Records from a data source
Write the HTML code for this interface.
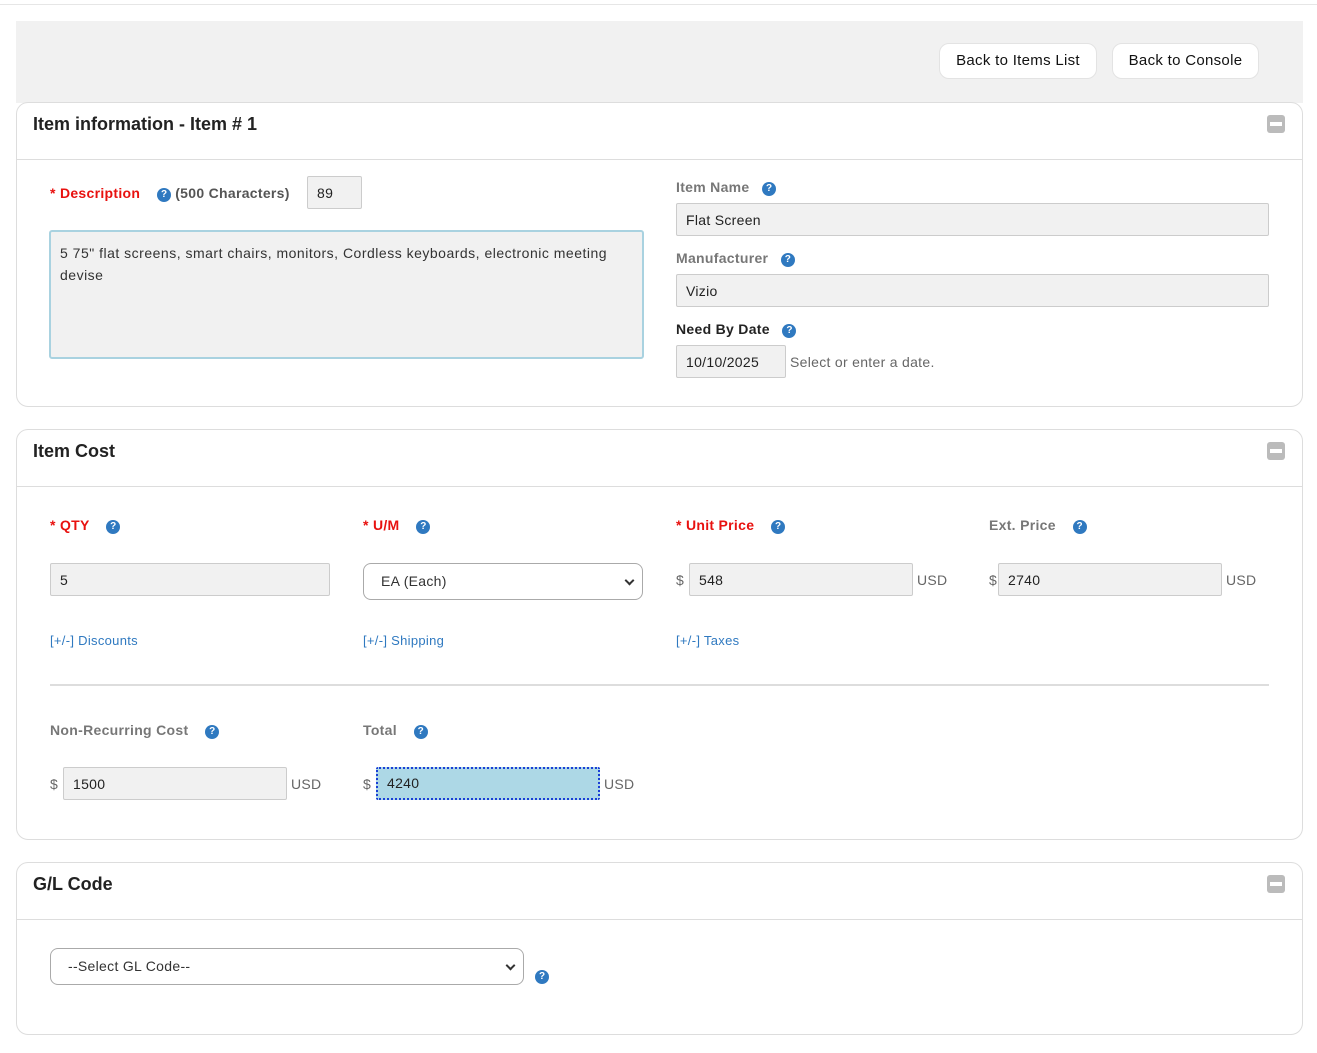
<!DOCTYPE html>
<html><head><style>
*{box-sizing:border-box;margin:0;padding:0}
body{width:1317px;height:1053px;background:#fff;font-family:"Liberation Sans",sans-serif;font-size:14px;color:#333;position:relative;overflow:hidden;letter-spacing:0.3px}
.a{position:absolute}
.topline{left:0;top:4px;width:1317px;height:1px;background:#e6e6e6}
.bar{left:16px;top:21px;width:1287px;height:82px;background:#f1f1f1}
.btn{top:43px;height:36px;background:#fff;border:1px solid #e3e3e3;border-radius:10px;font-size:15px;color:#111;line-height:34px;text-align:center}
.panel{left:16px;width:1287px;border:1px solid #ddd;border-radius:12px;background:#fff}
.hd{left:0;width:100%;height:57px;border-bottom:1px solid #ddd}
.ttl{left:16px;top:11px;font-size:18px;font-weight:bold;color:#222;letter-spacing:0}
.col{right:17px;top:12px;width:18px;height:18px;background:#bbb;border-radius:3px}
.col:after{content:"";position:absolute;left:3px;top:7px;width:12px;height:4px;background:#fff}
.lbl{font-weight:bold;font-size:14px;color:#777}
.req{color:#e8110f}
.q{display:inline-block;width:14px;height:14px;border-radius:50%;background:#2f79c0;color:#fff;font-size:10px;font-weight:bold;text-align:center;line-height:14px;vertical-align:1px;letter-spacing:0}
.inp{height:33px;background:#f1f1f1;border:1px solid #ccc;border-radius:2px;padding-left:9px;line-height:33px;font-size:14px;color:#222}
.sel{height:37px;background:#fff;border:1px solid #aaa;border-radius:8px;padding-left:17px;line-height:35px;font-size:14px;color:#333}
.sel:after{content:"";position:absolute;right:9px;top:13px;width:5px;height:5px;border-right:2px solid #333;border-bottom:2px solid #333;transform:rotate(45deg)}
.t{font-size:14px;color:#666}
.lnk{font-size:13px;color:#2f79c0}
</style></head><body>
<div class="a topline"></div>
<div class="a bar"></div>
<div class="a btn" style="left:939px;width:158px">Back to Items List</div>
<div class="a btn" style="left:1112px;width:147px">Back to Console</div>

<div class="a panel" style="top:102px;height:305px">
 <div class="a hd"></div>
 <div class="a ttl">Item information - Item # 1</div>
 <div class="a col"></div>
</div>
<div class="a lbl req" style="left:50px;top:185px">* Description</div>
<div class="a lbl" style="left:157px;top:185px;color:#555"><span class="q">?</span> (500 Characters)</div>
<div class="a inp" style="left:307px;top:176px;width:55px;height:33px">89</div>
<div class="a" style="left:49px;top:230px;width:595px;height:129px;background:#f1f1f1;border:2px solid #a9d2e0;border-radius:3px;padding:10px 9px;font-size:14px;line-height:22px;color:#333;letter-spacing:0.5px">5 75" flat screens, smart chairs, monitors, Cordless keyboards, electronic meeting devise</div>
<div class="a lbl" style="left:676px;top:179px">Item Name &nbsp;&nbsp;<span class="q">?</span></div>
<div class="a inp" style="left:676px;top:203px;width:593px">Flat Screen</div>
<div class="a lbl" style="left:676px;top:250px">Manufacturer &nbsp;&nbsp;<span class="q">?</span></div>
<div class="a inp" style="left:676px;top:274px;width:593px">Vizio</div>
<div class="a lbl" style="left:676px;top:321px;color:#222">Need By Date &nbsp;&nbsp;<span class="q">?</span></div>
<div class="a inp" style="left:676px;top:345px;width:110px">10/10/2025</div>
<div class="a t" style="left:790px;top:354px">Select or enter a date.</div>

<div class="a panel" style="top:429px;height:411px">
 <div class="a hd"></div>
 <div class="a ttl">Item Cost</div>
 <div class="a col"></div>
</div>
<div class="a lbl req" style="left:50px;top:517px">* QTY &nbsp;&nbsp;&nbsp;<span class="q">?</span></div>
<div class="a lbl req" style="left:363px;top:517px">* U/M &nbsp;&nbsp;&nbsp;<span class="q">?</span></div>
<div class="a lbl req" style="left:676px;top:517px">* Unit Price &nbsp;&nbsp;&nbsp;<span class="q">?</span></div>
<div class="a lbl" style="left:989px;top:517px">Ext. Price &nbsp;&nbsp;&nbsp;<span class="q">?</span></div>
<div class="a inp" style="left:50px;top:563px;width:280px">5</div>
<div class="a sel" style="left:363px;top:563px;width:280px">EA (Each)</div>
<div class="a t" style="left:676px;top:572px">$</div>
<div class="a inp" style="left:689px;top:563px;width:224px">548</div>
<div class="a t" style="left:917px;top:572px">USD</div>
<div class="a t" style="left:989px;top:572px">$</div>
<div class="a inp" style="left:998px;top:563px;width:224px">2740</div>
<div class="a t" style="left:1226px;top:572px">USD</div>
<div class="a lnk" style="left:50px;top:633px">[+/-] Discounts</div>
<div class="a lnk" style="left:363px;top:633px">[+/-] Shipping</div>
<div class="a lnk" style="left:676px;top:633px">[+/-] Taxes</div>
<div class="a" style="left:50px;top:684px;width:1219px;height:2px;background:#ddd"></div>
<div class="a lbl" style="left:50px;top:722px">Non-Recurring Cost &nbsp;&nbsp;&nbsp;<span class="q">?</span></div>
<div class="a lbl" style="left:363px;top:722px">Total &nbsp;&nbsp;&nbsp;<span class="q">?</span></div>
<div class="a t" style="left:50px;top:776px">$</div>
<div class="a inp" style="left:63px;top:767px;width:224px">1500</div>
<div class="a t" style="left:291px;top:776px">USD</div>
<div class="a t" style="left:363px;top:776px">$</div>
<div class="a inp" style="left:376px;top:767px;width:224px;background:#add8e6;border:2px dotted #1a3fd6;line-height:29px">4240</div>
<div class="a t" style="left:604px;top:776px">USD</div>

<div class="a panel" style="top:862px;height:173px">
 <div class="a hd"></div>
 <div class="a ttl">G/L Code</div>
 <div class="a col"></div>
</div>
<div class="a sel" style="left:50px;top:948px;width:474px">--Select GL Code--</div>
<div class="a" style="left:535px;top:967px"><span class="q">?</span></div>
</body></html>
---
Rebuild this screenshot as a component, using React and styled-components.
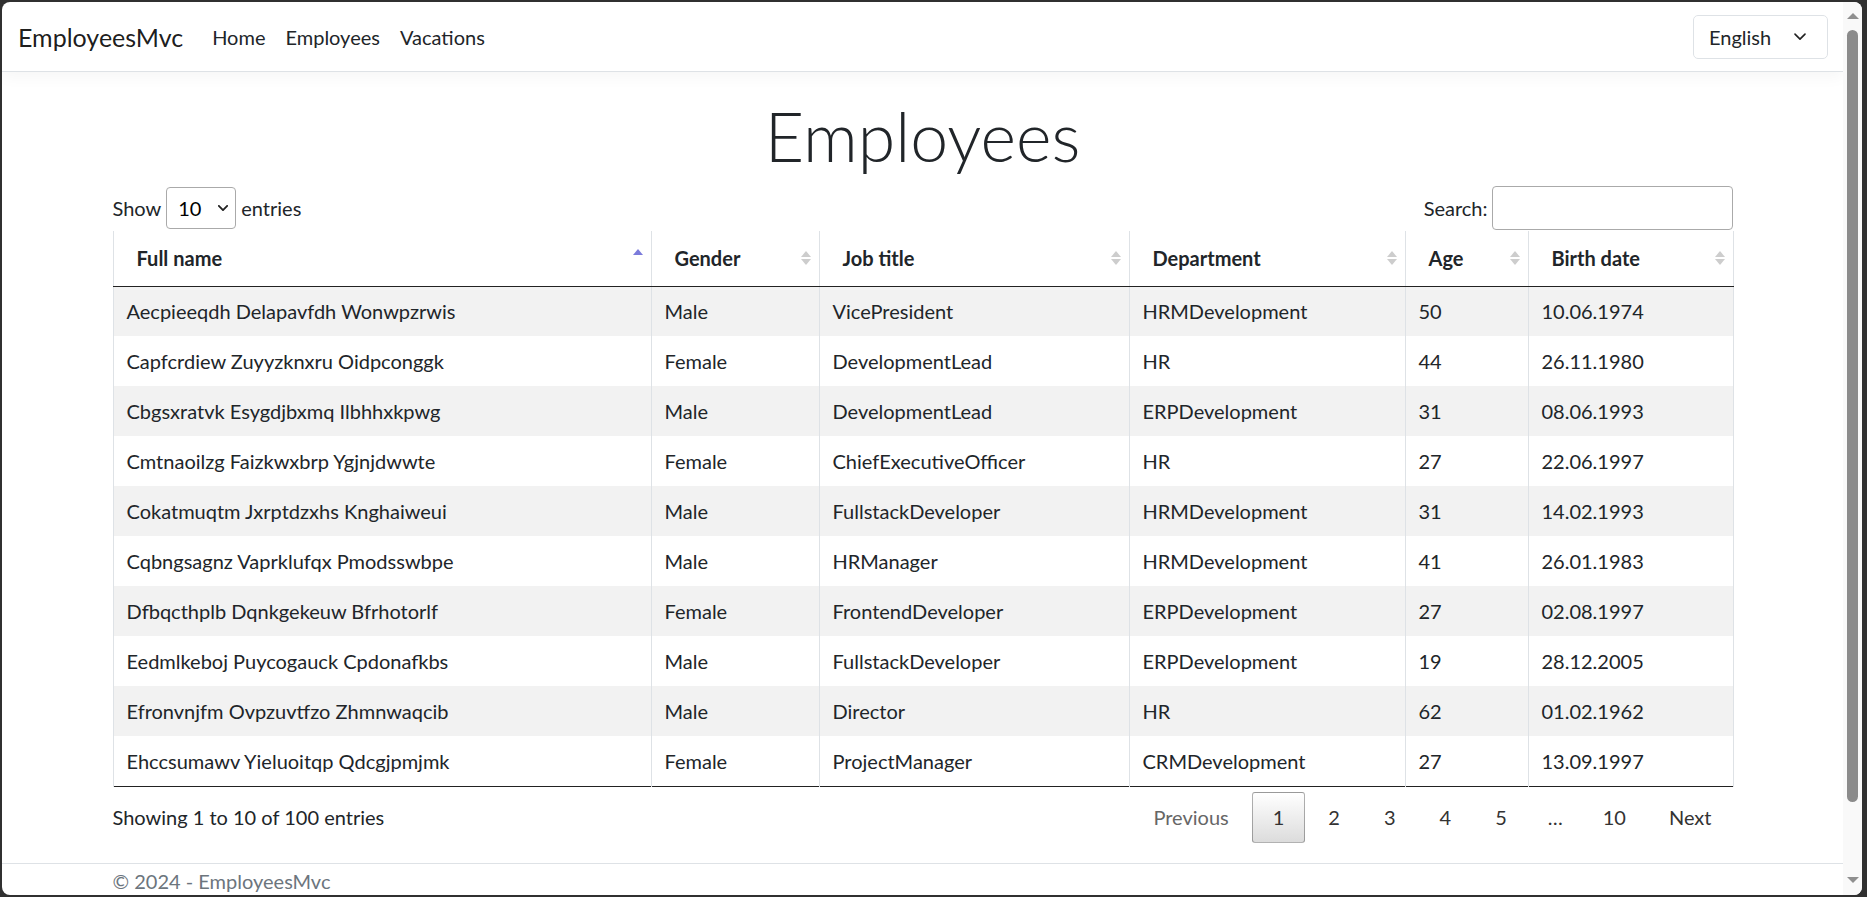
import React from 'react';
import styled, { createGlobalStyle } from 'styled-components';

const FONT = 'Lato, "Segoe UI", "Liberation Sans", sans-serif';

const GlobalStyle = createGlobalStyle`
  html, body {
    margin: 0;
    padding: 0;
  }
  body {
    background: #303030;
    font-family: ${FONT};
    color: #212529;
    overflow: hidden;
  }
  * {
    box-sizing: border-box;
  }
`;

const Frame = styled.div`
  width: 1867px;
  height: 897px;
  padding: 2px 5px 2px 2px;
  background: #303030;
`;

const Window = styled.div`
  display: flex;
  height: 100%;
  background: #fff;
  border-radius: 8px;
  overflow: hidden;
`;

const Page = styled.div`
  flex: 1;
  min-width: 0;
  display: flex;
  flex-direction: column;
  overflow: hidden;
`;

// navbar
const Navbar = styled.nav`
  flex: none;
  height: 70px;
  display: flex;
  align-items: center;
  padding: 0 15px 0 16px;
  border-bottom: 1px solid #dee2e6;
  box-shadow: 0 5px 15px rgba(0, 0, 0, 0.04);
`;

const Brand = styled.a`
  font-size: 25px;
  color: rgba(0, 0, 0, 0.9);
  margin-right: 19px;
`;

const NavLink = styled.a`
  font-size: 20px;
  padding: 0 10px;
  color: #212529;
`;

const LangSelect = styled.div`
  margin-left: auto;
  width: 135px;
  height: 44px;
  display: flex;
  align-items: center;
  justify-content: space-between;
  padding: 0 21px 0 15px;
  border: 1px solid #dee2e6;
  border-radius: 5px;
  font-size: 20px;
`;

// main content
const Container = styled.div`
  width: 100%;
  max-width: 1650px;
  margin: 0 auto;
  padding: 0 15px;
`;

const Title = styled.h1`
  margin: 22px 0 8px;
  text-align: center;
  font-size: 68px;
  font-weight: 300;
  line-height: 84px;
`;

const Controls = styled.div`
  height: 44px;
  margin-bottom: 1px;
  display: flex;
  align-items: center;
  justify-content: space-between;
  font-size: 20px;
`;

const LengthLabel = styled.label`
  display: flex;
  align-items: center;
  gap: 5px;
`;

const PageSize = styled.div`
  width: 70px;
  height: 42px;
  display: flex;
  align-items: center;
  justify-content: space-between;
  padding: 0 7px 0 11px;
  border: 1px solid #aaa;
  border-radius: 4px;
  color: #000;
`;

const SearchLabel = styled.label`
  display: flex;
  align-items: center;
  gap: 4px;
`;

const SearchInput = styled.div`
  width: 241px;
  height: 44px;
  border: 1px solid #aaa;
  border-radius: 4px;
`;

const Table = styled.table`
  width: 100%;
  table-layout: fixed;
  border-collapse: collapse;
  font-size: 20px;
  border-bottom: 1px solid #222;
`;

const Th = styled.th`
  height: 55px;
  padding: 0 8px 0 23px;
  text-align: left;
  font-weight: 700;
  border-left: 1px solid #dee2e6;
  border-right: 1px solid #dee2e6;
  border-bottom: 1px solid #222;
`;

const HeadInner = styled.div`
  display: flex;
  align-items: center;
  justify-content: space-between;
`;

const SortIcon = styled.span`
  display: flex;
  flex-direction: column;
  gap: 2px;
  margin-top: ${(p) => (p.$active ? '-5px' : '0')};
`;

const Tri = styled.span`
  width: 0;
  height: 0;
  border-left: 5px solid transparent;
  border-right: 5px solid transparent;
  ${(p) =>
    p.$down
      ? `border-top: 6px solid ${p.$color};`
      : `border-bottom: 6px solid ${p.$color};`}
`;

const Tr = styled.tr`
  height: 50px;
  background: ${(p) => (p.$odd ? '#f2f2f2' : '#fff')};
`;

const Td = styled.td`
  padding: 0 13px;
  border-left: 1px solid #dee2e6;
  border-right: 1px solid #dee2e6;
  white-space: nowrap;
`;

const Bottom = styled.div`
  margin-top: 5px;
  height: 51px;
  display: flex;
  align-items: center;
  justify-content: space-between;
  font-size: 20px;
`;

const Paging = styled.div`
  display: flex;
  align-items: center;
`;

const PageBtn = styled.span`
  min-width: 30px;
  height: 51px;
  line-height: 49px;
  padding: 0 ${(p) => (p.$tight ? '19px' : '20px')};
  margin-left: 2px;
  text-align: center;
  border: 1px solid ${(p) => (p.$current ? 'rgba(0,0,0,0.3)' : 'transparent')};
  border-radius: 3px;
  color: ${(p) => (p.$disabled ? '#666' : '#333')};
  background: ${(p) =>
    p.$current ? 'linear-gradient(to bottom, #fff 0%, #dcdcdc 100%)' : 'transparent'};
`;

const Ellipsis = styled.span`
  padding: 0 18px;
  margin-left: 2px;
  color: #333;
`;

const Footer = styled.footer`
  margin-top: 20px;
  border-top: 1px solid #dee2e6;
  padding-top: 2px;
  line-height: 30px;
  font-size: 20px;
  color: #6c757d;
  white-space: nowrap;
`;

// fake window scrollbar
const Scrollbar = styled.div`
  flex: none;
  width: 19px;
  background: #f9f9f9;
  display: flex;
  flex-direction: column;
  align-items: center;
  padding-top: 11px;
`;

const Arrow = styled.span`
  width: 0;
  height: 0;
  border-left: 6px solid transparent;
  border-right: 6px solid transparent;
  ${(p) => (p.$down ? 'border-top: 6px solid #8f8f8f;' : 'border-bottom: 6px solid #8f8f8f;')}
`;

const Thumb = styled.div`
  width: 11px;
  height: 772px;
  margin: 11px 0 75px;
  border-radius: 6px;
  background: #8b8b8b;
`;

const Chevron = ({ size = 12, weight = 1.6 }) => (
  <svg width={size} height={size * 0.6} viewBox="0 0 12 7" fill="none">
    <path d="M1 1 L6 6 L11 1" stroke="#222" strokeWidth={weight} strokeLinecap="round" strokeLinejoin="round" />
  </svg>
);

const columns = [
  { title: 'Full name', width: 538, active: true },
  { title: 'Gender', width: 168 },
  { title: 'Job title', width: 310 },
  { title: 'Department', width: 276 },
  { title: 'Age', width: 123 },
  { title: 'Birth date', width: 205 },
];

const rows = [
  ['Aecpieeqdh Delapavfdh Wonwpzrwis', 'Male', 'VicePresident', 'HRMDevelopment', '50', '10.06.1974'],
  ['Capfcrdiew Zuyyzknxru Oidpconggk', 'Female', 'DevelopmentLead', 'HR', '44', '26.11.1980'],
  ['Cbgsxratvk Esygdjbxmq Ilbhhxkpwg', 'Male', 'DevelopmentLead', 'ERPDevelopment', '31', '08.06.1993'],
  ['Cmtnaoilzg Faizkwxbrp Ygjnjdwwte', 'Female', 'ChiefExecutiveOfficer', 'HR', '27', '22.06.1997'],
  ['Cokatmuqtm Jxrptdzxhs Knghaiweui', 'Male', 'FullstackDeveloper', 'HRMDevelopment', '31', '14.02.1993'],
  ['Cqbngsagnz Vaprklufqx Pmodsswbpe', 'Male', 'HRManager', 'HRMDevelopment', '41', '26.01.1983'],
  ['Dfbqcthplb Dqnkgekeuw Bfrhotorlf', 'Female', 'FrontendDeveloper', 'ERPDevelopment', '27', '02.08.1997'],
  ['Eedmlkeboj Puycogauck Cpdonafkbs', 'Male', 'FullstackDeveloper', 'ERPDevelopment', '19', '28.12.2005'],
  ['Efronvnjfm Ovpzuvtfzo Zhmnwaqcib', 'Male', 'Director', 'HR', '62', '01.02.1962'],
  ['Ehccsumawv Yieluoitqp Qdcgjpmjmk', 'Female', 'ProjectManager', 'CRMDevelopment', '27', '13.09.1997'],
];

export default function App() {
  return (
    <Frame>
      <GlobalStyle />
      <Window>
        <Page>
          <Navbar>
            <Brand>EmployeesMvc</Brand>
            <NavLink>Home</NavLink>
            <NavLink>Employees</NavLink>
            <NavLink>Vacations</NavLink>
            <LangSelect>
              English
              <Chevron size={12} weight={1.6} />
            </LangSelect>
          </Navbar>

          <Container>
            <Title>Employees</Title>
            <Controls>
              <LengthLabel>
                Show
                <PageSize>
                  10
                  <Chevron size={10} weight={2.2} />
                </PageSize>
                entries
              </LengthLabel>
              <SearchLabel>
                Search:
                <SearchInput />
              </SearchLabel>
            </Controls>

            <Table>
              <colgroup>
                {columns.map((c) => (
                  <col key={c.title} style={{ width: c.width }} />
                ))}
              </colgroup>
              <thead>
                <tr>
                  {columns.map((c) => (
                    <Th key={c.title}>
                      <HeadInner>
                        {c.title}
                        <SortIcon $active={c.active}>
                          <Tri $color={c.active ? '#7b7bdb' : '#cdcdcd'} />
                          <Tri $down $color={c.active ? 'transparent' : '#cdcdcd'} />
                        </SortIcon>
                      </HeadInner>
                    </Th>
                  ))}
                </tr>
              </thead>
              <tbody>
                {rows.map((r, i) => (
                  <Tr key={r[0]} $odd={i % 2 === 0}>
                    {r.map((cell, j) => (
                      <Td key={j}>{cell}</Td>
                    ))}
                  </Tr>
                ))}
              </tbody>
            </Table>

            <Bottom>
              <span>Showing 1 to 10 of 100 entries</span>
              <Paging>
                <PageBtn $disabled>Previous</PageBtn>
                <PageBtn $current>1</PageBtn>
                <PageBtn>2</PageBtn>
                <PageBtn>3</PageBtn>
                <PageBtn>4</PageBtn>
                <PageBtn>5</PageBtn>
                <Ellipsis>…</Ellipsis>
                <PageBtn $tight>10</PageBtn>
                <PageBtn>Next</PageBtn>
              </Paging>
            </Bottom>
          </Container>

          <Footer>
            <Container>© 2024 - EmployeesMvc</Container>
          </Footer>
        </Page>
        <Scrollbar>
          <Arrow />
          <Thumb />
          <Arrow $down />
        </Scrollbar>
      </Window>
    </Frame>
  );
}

### WHAT THIS TASK INVOLVES
Locate the word "components" in the records and collect each line it appears in.

### FINISHED TASK
Rebuild this screenshot as a component, using React and styled-components.
import styled, { createGlobalStyle } from 'styled-components';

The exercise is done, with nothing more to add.